Помилуйте, джентльмены! — воскликнул Рип, окончательно сбитый с толку. — Я человек бедный и мирный, уроженец здешних мест и верный подданный своего короля, да благословит его бог!’
Тут поднялся отчаянный шум — ‘Тори! Тори! Шпион! Эмигрант! Держи его! Долой!’ Самонадеянный человек в треуголке с превеликим трудом восстановил наконец порядок». [315]

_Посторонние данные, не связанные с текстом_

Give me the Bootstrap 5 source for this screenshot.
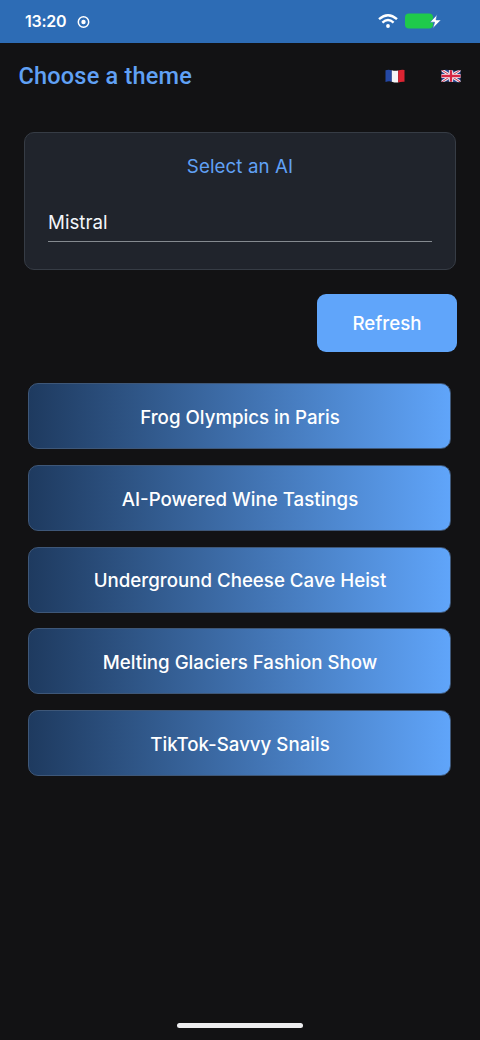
<!DOCTYPE html>
<html lang="en">
<head>
<meta charset="utf-8">
<meta name="viewport" content="width=device-width, initial-scale=1">
<title>Choose a theme</title>
<link href="https://cdn.jsdelivr.net/npm/bootstrap@5.3.0/dist/css/bootstrap.min.css" rel="stylesheet">
<style>
body{background:#121214;font-family:Inter,"Liberation Sans",sans-serif;color:#f3f6fa;height:1040px;overflow:hidden}
.status-bar{height:42.5px;background:#2d6cb5;padding:0 39px 0 25px;color:#fff}
.clock{font:600 16px/42px Inter,sans-serif;letter-spacing:-.25px}
.app-bar{height:67px;padding:0 19px 0 18.5px}
.app-title{font:500 23.5px/28px Roboto,sans-serif;color:#60a1f5;letter-spacing:.2px}
.flag-btn{width:20px;height:20px}
.ai-card{margin:22.5px 24px 0;height:138px;background:#20242c;border:1px solid #363c45;border-radius:10px;padding:21.5px 23px 0;color:inherit}
.ai-label{font-size:18.7px;line-height:24px;color:#60a1f5;letter-spacing:.1px}
.ai-input{margin-top:31px;height:32px;border-bottom:1px solid #858a90;font-size:18.7px;line-height:26px}
.refresh-btn{width:140px;height:58px;margin:24px 23px 0 0;background:#60a5fa;border:0;border-radius:9px;color:#fff;font-size:18.7px;font-weight:500;padding:2px 0 0}
.theme-list{margin:31px 29px 0 28px;gap:15.75px}
.theme-btn{height:66px;border:1px solid #3e5778;border-radius:10px;background:linear-gradient(90deg,#1e3a5f,#60a5fa) border-box;color:#fff;font-size:18.7px;font-weight:500;padding:4px 0 0 1px}
.home-bar{width:126px;height:5px;border-radius:3px;background:#ededef;margin-bottom:12px}
</style>
</head>
<body class="d-flex flex-column">
<div class="status-bar d-flex justify-content-between align-items-center flex-shrink-0">
  <div class="d-flex align-items-center">
    <span class="clock">13:20</span>
    <svg class="ms-2" style="margin-top:1px" width="20" height="14" viewBox="0 0 20 14"><circle cx="9.5" cy="7" r="5.2" fill="none" stroke="#fff" stroke-width="1.5"/><circle cx="9.5" cy="7" r="2.2" fill="#fff"/></svg>
  </div>
  <div class="d-flex align-items-center">
    <svg width="20" height="16" viewBox="0 0 20 16" fill="none" stroke="#fff" stroke-width="2.4"><path d="M1 6.2Q10-1.8 19 6.2M4.4 9.6Q10 4.6 15.6 9.6"/><circle cx="10" cy="13" r="1.9" fill="#fff" stroke="none"/></svg>
    <svg class="ms-1" width="39" height="18" viewBox="0 0 39 18"><rect x="3" y="1.5" width="28" height="15" rx="4" fill="#1fca4b"/><path d="M35.2 2.6L28 10.2h4.6l-1.8 6.2L39 7.9h-5z" fill="#fff" stroke="#2d6cb5" stroke-width=".6"/></svg>
  </div>
</div>
<header class="app-bar d-flex justify-content-between align-items-center flex-shrink-0">
  <h1 class="app-title m-0">Choose a theme</h1>
  <div class="d-flex" style="gap:36px">
    <button class="flag-btn btn p-0 border-0 d-flex" aria-label="French"><svg width="20" height="20" viewBox="0 0 20 20"><path d="M.5 4.2q3-1 6.3 0v11.5q-3-1-6.3.3z" fill="#2448a5"/><path d="M6.8 4.2q3.2 1 6.4.3v12q-3.2.3-6.4-.8z" fill="#f5f5f7"/><path d="M13.2 4.5q3.2-1 6.3-.5v11.8q-3.1-.3-6.3.7z" fill="#dc2432"/></svg></button>
    <button class="flag-btn btn p-0 border-0 d-flex" aria-label="English"><svg width="20" height="20" viewBox="0 0 20 20"><defs><clipPath id="wave"><path d="M.5 4.2q4.8-1 9.5 0t9.5-.2V16q-4.8.6-9.5-.2T.5 16z"/></clipPath></defs><g clip-path="url(#wave)"><path fill="#29478e" d="M0 3h20v14H0z"/><path stroke="#eceaf0" stroke-width="3" d="M0 3.5l20 13M20 3.5l-20 13"/><path stroke="#d33550" stroke-width="1" d="M0 3.5l20 13M20 3.5l-20 13"/><path stroke="#f2edf1" stroke-width="4.2" d="M10 2v16M0 10h20"/><path stroke="#d52643" stroke-width="2.3" d="M10 2v16M0 10h20"/></g></svg></button>
  </div>
</header>
<main>
  <section class="card ai-card">
    <div class="ai-label text-center">Select an AI</div>
    <div class="ai-input">Mistral</div>
  </section>
  <div class="d-flex justify-content-end"><button class="btn refresh-btn">Refresh</button></div>
  <div class="theme-list d-flex flex-column">
    <button class="btn theme-btn">Frog Olympics in Paris</button>
    <button class="btn theme-btn">AI-Powered Wine Tastings</button>
    <button class="btn theme-btn">Underground Cheese Cave Heist</button>
    <button class="btn theme-btn">Melting Glaciers Fashion Show</button>
    <button class="btn theme-btn">TikTok-Savvy Snails</button>
  </div>
</main>
<div class="home-bar mt-auto mx-auto flex-shrink-0"></div>
<script src="https://cdn.jsdelivr.net/npm/bootstrap@5.3.0/dist/js/bootstrap.bundle.min.js"></script>
</body>
</html>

Еще более удручающим, чем судьба Рипа, является рассказ о том, что произошло с Ирландским героем Ойсином, по его возвращении после долгого пребывания у дочери Короля Страны Юности. Ойсин, не в пример несчастному Рипу, держал глаза открытыми в полной приключений стране Он сознательно (бодрствующим) спустился в царство бессознательного (глубокий сон) и включил ценности подсознательных переживаний в свою бодрствующую личность. Осуществилось преображение. Но именно вследствие этого весьма благотворного само по себе обстоятельства, опасности, связанные с его возвращением были куда серьезнее. Так как вся его личность теперь отвечала силам и формам вечности, то ему целиком пришлось подвер — гуться ниспровергающему, разрушительному удару сил и форм времени.

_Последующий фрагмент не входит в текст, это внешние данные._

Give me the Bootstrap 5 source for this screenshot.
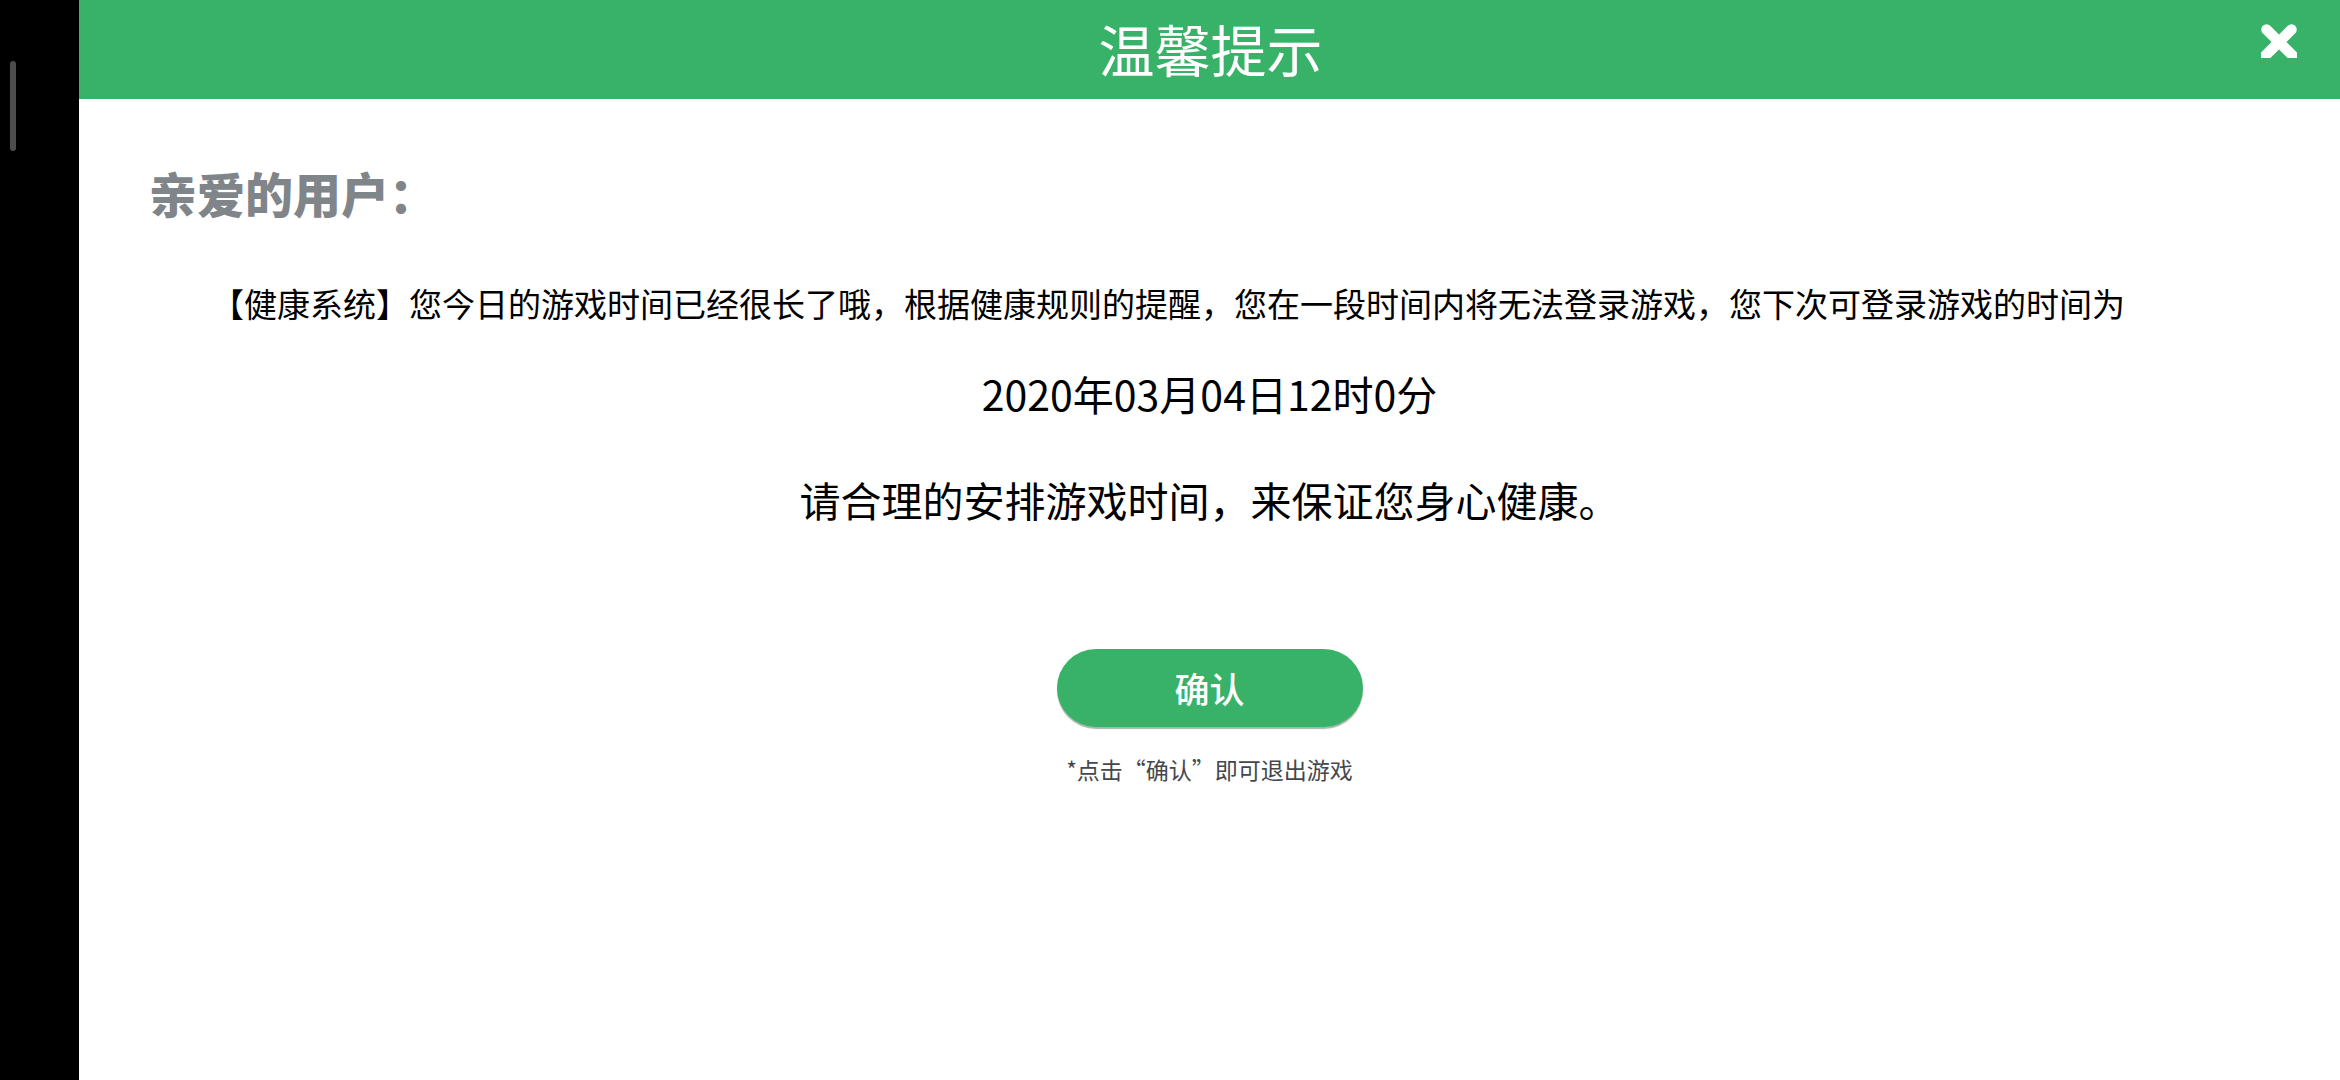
<!DOCTYPE html>
<html lang="zh-CN">
<head>
<meta charset="utf-8">
<meta name="viewport" content="width=device-width, initial-scale=1">
<title>温馨提示</title>
<link href="https://cdn.jsdelivr.net/npm/bootstrap@5.3.0/dist/css/bootstrap.min.css" rel="stylesheet">
<style>
body { font-family: "Noto Sans CJK SC", sans-serif; color: #000; background: #fff; }
.side-strip { width: 79px; background: #000; padding: 61px 0 0 10px; }
.side-handle { width: 6px; height: 90px; background: #4d4d4d; }
.notice-head { height: 99px; background: #38b268; padding: 0 43px 0 45px; }
.notice-title { font-size: 56px; line-height: 96px; font-weight: 400; }
.head-side { width: 36px; }
.close-btn { margin-top: 24px; line-height: 0; }
.notice-body { padding: 58px 70px; }
.greeting { font-size: 48px; line-height: 70px; font-weight: 900; color: #80858a; margin-bottom: 52px; }
.notice-text { font-size: 33px; line-height: 48px; padding-left: 62px; margin-bottom: 36px; }
.notice-main { font-size: 41px; line-height: 60px; margin-bottom: 46px; }
.confirm-btn { width: 306px; height: 78px; background: #38b268; color: #fff; font-size: 35px; line-height: 52px; font-weight: 500; margin-top: 74px; box-shadow: 0 2px 1px #a9b5a9; }
.confirm-btn:hover { background: #2f9f5b; color: #fff; }
.exit-note { font-size: 23px; line-height: 34px; color: #45474c; margin-top: 25px; }
</style>
<script src="https://cdn.jsdelivr.net/npm/bootstrap@5.3.0/dist/js/bootstrap.bundle.min.js"></script>
</head>
<body>
<div class="d-flex min-vh-100">
  <aside class="side-strip flex-shrink-0"><div class="side-handle rounded-pill"></div></aside>
  <div class="flex-grow-1">
    <header class="notice-head d-flex justify-content-between align-items-start text-white">
      <div class="head-side"></div>
      <h1 class="notice-title m-0">温馨提示</h1>
      <button type="button" class="close-btn head-side border-0 bg-transparent p-0" aria-label="关闭">
        <svg width="36" height="34" viewBox="0 0 36 34"><path d="M5.500 5.500L32 32M30.500 5.500L4 32" stroke="#fff" stroke-width="10.500" stroke-linecap="round" fill="none"/></svg>
      </button>
    </header>
    <main class="notice-body">
      <h2 class="greeting mt-0">亲爱的用户：</h2>
      <p class="notice-text">【健康系统】您今日的游戏时间已经很长了哦，根据健康规则的提醒，您在一段时间内将无法登录游戏，您下次可登录游戏的时间为</p>
      <p class="notice-main text-center">2020年03月04日12时0分</p>
      <p class="notice-main text-center">请合理的安排游戏时间，来保证您身心健康。</p>
      <div class="d-flex flex-column align-items-center">
        <button type="button" class="confirm-btn btn border-0 rounded-pill">确认</button>
        <p class="exit-note mb-0">*点击“确认”即可退出游戏</p>
      </div>
    </main>
  </div>
</div>
</body>
</html>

Однажды, когда Ойсин, сын Финна МакКула, охотился вместе со своими людьми в лесах Ирландии, к нему подошла дочь Короля Страны Юности. Люди Ойсина ушли далеко вперед с добычей, а их хозяина сопровождали лишь три собаки. Перед ним появилось загадочное существо с телом прекрасной женщины, но головой свиньи. Она сказала ему, что голова ее такова из — за колдовства Друидов, и пообещала, что все изменится в ту же минуту, как он женится на ней. «Хорошо, если это действительно так, — сказал он, — и если брак со мной освободит тебя от колдовства, то я не позволю, чтобы голова свиньи и дальше оставалась у тебя».